Some lucky visitors get to see em. Some don’t. Some folks I met tried two nights in a row, and the monsoons were too strong --- no bats.
But, wouldn’t you know it, I’m like the Lucky Charms leprechaun and even though it was raining, they came out to play.
They come out in waves. About 5-7 mini groups exit the cave first. They flock in beautiful ribbon-esque formations. After the mini groups, the rest of 'em fly out in one long ribbony stream that can last ~45 mins! (Ours lasted about 5 minutes. Most likely not all came out due to the drizzle of rain) It's almost like a fireworks show with the grand finale.
Not a lot is known about bats and why they fly like this. Bats are blind, but SHARP. Their sonar is on point.
At my hotel the following night, I was having dessert at the pool bar, with a Dutch couple, and we realized bats were flying underneath the ceiling of the outdoor lounge and literally right over our heads. They’ll fly so close to you and so fast, but never hit you.
My, oh, my, Mulu is magnificent!
The idea of visiting caves that are fully encrusted in bat guano may sound gross to some, but for me it was spectacular.

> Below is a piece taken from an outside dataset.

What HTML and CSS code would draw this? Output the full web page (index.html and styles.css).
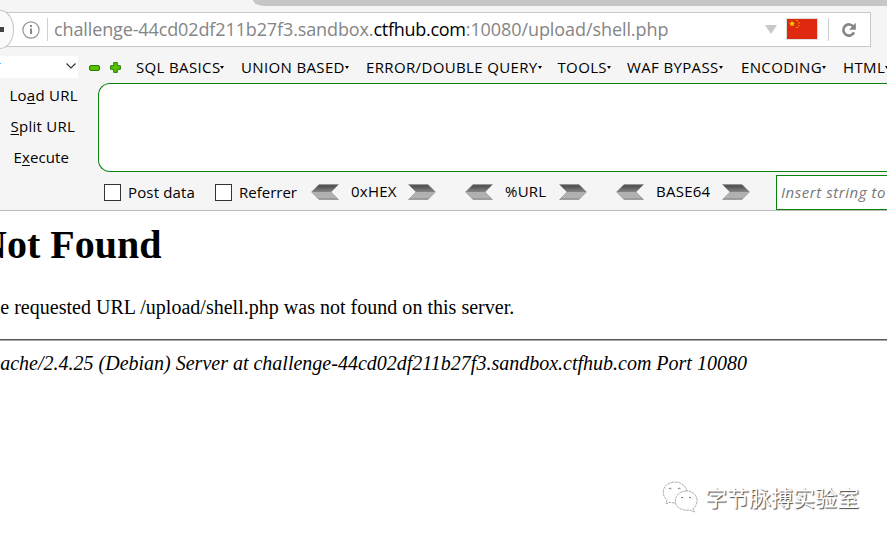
FILE: index.html
```html
<!DOCTYPE html>
<html lang="en">
<head>
<meta charset="utf-8">
<title>404 Not Found</title>
<link rel="stylesheet" href="styles.css">
</head>
<body>
<svg class="defs" width="0" height="0" aria-hidden="true">
  <defs>
    <linearGradient id="metal" x1="0" y1="0" x2="0" y2="1">
      <stop offset="0" stop-color="#666"/><stop offset=".1" stop-color="#505050"/><stop offset=".5" stop-color="#858585"/><stop offset=".52" stop-color="#b0b0b0"/><stop offset=".86" stop-color="#b2b2b2"/><stop offset="1" stop-color="#858585"/>
    </linearGradient>
    <symbol id="right" viewBox="0 0 28 16"><path d="M.5.5H20L27.5 8 20 15.5H.5L8 8Z" fill="url(#metal)" stroke="#777" stroke-opacity=".55" stroke-width=".8"/></symbol>
    <symbol id="left" viewBox="0 0 28 16"><path d="M27.5.5H8L.5 8 8 15.5H27.5L20 8Z" fill="url(#metal)" stroke="#777" stroke-opacity=".55" stroke-width=".8"/></symbol>
  </defs>
</svg>
<header class="chrome">
  <div class="tabstrip"></div>
  <div class="navbar">
    <div class="urlbar">
      <div class="back"><i></i></div>
      <svg class="info" viewBox="0 0 18 18"><circle cx="9" cy="9" r="8.1" fill="none" stroke="#969696" stroke-width="1.2"/><path d="M8 4h2v2H8zM8 7.5h2V13H8z" fill="#888"/></svg>
      <span class="rule first"></span>
      <div class="address"><span class="a1">challenge-44cd02df211b27f3.sandbox.</span><span class="host">ctfhub.com</span><span class="a3">:10080/upload/shell.php</span></div>
      <svg class="drop" viewBox="0 0 12 9"><path d="M0 0h12L6 9z" fill="#c8c8c8"/></svg>
      <svg class="flag" viewBox="0 0 32 22"><path fill="#ddd" d="M0 0h32v22H0z"/><path fill="#de2910" d="M1 1h30v20H1z"/><path fill="#ffde00" d="m6 2.6.8 2.1h2.3L7.3 6.100l.7 2.200L6 7 4 8.300l.7-2.200-1.800-1.400h2.300z"/><g fill="#ee8a0a"><path d="M10 2h2v1h-2zM12 4h1.500v1.400H12zM12 7h1.500v1.300H12zM10 9h2v1h-2z"/></g></svg>
      <span class="rule last"></span>
      <svg class="reload" viewBox="0 0 16 16"><path d="M12.600 4.900A5.600 5.600 0 1 0 13 10.400" fill="none" stroke="#858585" stroke-width="2.600"/><path d="M14.800.8v7H8z" fill="#858585"/></svg>
    </div>
  </div>
  <div class="menus">
    <div class="selector"><i class="trace"></i><svg viewBox="0 0 10 6"><path d="m.5.5 4.500 4.500L9.500.5" fill="none" stroke="#333" stroke-width="1.100"/></svg></div>
    <svg class="minus" viewBox="0 0 11 6"><rect x=".5" y=".5" width="10" height="5" rx="1.500" fill="#58c400" stroke="#267c00"/></svg>
    <svg class="plus" viewBox="0 0 11 11"><path d="M3.700.6h3.600v3.100h3.100v3.600H7.300v3.100H3.700V7.300H.6V3.700h3.100z" fill="#58c400" stroke="#267c00" stroke-linejoin="round"/></svg>
    <nav>
      <span>SQL BASICS</span><span>UNION BASED</span><span>ERROR/DOUBLE QUERY</span><span>TOOLS</span><span>WAF BYPASS</span><span>ENCODING</span><span>HTML</span>
    </nav>
  </div>
  <div class="hackbar">
    <div class="actions"><span class="load">Lo<u>a</u>d URL</span><span class="split"><u>S</u>plit URL</span><span class="exec">E<u>x</u>ecute</span></div>
    <div class="editor"></div>
  </div>
  <div class="options">
    <i class="box"></i><span class="post">Post data</span>
    <i class="box"></i><span class="ref">Referrer</span>
    <div class="codec hex"><svg><use href="#left"/></svg><span>0xHEX</span><svg><use href="#right"/></svg></div>
    <div class="codec url"><svg><use href="#left"/></svg><span>%URL</span><svg><use href="#right"/></svg></div>
    <div class="codec base"><svg><use href="#left"/></svg><span>BASE64</span><svg><use href="#right"/></svg></div>
    <div class="insert"><span>Insert string to</span></div>
  </div>
</header>
<main>
  <h1>Not Found</h1>
  <p>The requested URL /upload/shell.php was not found on this server.</p>
  <hr>
  <address>Apache/2.4.25 (Debian) Server at challenge-44cd02df211b27f3.sandbox.ctfhub.com Port 10080</address>
</main>
<div class="watermark">
  <svg viewBox="0 0 37 32"><g fill="#fff" stroke="#999" stroke-width=".8" stroke-dasharray="3 .6"><path d="M13 22c-2 0-4-.4-5-.8L4 23l1-4C-2 13 1 2 12 1c7-.5 12 4 13 9"/><path d="M24.500 10C17 10 13 15 13.500 21s7 9 14 8l5 2-1.500-3.500C38 23 36 10 24.500 10Z"/></g><path d="M7 8q1-2 2.500 0M16 8q1-2 2.500 0M19 17q1-2 2.200 0M27 17q1-2 2.200 0" fill="none" stroke="#777"/></svg>
  <span>字节脉搏实验室</span>
</div>
</body>
</html>
```
FILE: styles.css
```css
* { box-sizing: border-box; }
body { margin: 0; width: 887px; height: 538px; overflow: hidden; background: #fff; color: #000; }
svg { display: block; flex: none; }
.defs { position: absolute; }
.chrome { height: 211px; background: #f5f5f5; border-bottom: 1px solid #bdbdbd; font: 15px "Open Sans", "Noto Sans", sans-serif; white-space: nowrap; }
.tabstrip { height: 6px; margin-left: 253px; background: #c6c6c6; border-bottom-left-radius: 12px 6px; }
.navbar { height: 50px; padding-top: 6px; }
.urlbar { display: flex; align-items: center; width: 871px; height: 35px; background: #fff; border: 1px solid #c8c8c8; border-left: 0; }
.back { width: 14px; height: 39px; flex: none; background: #fafafa; border: 1px solid #c4c4c4; border-left: 0; border-radius: 0 14px 14px 0 / 0 19px 19px 0; display: flex; align-items: center; }
.back i { width: 4px; height: 5px; background: #444; }
.info { width: 18px; height: 18px; margin-left: 8px; }
.rule { width: 1px; height: 23px; background: #d0d0d0; flex: none; }
.first { margin-left: 7px; }
.address { width: 717px; padding-left: 6px; font-size: 18px; line-height: 30px; color: #858585; display: flex; flex: none; margin-top: -1px; }
.a1 { letter-spacing: -.12px; }
.host { color: #000; letter-spacing: -.27px; }
.a3 { letter-spacing: -.08px; }
.drop { width: 12px; height: 9px; }
.flag { width: 32px; height: 22px; margin-left: 9px; margin-top: -1px; }
.last { margin-left: 10px; }
.reload { width: 16px; height: 16px; margin-left: 12px; }
.menus { display: flex; height: 27px; align-items: center; padding-bottom: 5px; }
.selector { width: 78px; height: 22px; background: #fff; display: flex; align-items: center; justify-content: space-between; padding-right: 2px; flex: none; }
.selector svg { width: 10px; height: 6px; margin-top: -3px; }
.trace { width: 1px; height: 1px; background: #42baf5; margin-top: -8px; }
.minus { width: 11px; height: 6px; margin-left: 11px; margin-top: 1px; }
.plus { width: 11px; height: 11px; margin-left: 10px; margin-top: 1px; }
nav { display: grid; grid-template-columns: 105px 125px 191.5px 69.500px 114px 102px 60px; margin-left: 15px; line-height: 22px; letter-spacing: .36px; margin-top: -1px; }
nav span::after { content: ""; display: inline-block; border: 2.500px solid transparent; border-top: 3px solid #000; border-bottom: 0; vertical-align: 4px; }
.hackbar { display: flex; height: 89px; }
.actions { width: 98px; flex: none; display: flex; flex-direction: column; line-height: 31px; margin-top: -3px; padding-left: 9.500px; letter-spacing: .25px; }
.actions span { display: block; height: 31px; }
.split { padding-left: 1px; }
.exec { padding-left: 4px; letter-spacing: .1px; }
u { text-underline-offset: 2px; text-decoration-thickness: 1px; text-decoration-skip-ink: none; }
.editor { flex: 1; border: 1px solid #08820b; border-right: 0; border-radius: 12px 0 0 12px; background: #fff; }
.options { display: flex; align-items: center; height: 38px; padding: 3px 0 0 104px; }
.options > span, .codec span { margin-top: -2px; }
.box { width: 17px; height: 17px; flex: none; border: 1px solid #333; background: #fff; }
.post { width: 87px; margin-left: 7px; flex: none; letter-spacing: .15px; }
.ref { width: 72px; margin-left: 7px; flex: none; }
.codec { display: grid; grid-template-columns: 28px 1fr 28px; align-items: center; width: 125px; flex: none; margin-top: -2px; }
.codec svg { width: 28px; height: 16px; }
.codec span { padding-left: 12px; letter-spacing: .25px; }
.url { margin-left: 29px; width: 122px; }
.base { margin-left: 29px; width: 134px; }
.insert { align-self: stretch; flex: 1; margin-left: 26px; border: 1px solid #08820b; border-right: 0; background: #fff; overflow: hidden; font-style: italic; color: #777; display: flex; align-items: center; padding-left: 4px; letter-spacing: .55px; }
.insert span { margin-top: -1px; }
main { margin-left: -22px; font: 20px "Liberation Serif", serif; white-space: nowrap; }
h1 { font-size: 40px; line-height: 46px; margin: 11px 0 27px; }
p { line-height: 24px; margin: 0; letter-spacing: .015px; }
hr { margin: 20px 0 10px; border: 0; height: 2px; background: #aaa; border-top: 1px solid #555; }
address { line-height: 24px; }
.watermark { position: absolute; left: 662px; top: 481px; display: flex; align-items: center; font: 22px/34px "Noto Sans CJK SC", sans-serif; color: #fff; text-shadow: 1px 1px 1px #444; }
.watermark svg { width: 37px; height: 32px; margin-right: 6px; }
.watermark span { margin-top: -2px; }
```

Seeing the bats fly out of the cave was bananas. It was the icing on the cave cake.
That’s it for the Borneo’s Wicked Wildlife blog series. Borneo was one of the best travel experiences of my life because it was just so different and exotic. Never had been to the rainforest before ('cept one day in Iguazu Falls). But, Borneo was one week of wild and weird.
There is a buzz in the rainforest, literally. The sound of it is entrancing. And, I can hear still it in my sleep.